=== Collected material ===

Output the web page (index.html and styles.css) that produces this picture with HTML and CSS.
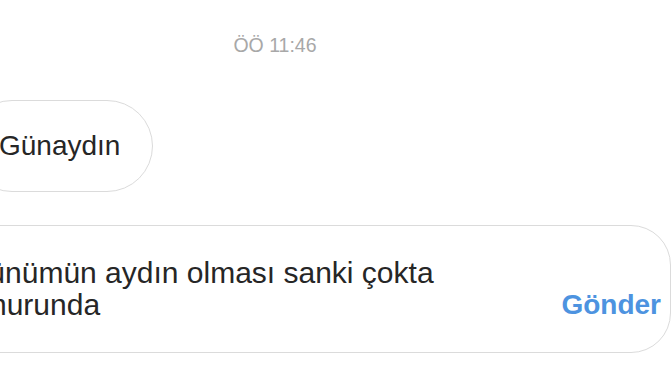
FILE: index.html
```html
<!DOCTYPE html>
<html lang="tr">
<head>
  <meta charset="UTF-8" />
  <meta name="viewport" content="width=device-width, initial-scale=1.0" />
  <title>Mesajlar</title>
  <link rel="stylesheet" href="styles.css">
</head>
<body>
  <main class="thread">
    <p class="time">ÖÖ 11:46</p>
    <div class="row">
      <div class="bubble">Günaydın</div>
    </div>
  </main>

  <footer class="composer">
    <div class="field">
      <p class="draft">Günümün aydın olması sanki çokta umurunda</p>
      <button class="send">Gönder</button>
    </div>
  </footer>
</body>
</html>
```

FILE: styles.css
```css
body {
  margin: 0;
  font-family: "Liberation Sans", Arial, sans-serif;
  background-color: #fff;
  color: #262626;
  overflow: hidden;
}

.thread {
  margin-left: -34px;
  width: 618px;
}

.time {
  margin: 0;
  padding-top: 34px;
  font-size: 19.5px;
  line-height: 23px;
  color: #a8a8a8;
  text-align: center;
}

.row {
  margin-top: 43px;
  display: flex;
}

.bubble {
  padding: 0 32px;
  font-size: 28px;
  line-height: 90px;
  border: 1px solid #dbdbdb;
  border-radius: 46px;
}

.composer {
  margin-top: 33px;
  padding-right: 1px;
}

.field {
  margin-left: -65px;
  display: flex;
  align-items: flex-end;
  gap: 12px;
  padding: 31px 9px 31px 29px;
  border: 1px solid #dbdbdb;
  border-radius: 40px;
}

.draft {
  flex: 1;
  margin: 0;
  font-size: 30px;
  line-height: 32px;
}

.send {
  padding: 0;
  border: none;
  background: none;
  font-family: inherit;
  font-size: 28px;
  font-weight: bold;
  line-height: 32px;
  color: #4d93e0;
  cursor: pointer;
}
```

===

Restate the data above word for word. Do not include the images.

Output the web page (index.html and styles.css) that produces this picture with HTML and CSS.
FILE: index.html
```html
<!DOCTYPE html>
<html lang="tr">
<head>
  <meta charset="UTF-8" />
  <meta name="viewport" content="width=device-width, initial-scale=1.0" />
  <title>Mesajlar</title>
  <link rel="stylesheet" href="styles.css">
</head>
<body>
  <main class="thread">
    <p class="time">ÖÖ 11:46</p>
    <div class="row">
      <div class="bubble">Günaydın</div>
    </div>
  </main>

  <footer class="composer">
    <div class="field">
      <p class="draft">Günümün aydın olması sanki çokta umurunda</p>
      <button class="send">Gönder</button>
    </div>
  </footer>
</body>
</html>
```

FILE: styles.css
```css
body {
  margin: 0;
  font-family: "Liberation Sans", Arial, sans-serif;
  background-color: #fff;
  color: #262626;
  overflow: hidden;
}

.thread {
  margin-left: -34px;
  width: 618px;
}

.time {
  margin: 0;
  padding-top: 34px;
  font-size: 19.5px;
  line-height: 23px;
  color: #a8a8a8;
  text-align: center;
}

.row {
  margin-top: 43px;
  display: flex;
}

.bubble {
  padding: 0 32px;
  font-size: 28px;
  line-height: 90px;
  border: 1px solid #dbdbdb;
  border-radius: 46px;
}

.composer {
  margin-top: 33px;
  padding-right: 1px;
}

.field {
  margin-left: -65px;
  display: flex;
  align-items: flex-end;
  gap: 12px;
  padding: 31px 9px 31px 29px;
  border: 1px solid #dbdbdb;
  border-radius: 40px;
}

.draft {
  flex: 1;
  margin: 0;
  font-size: 30px;
  line-height: 32px;
}

.send {
  padding: 0;
  border: none;
  background: none;
  font-family: inherit;
  font-size: 28px;
  font-weight: bold;
  line-height: 32px;
  color: #4d93e0;
  cursor: pointer;
}
```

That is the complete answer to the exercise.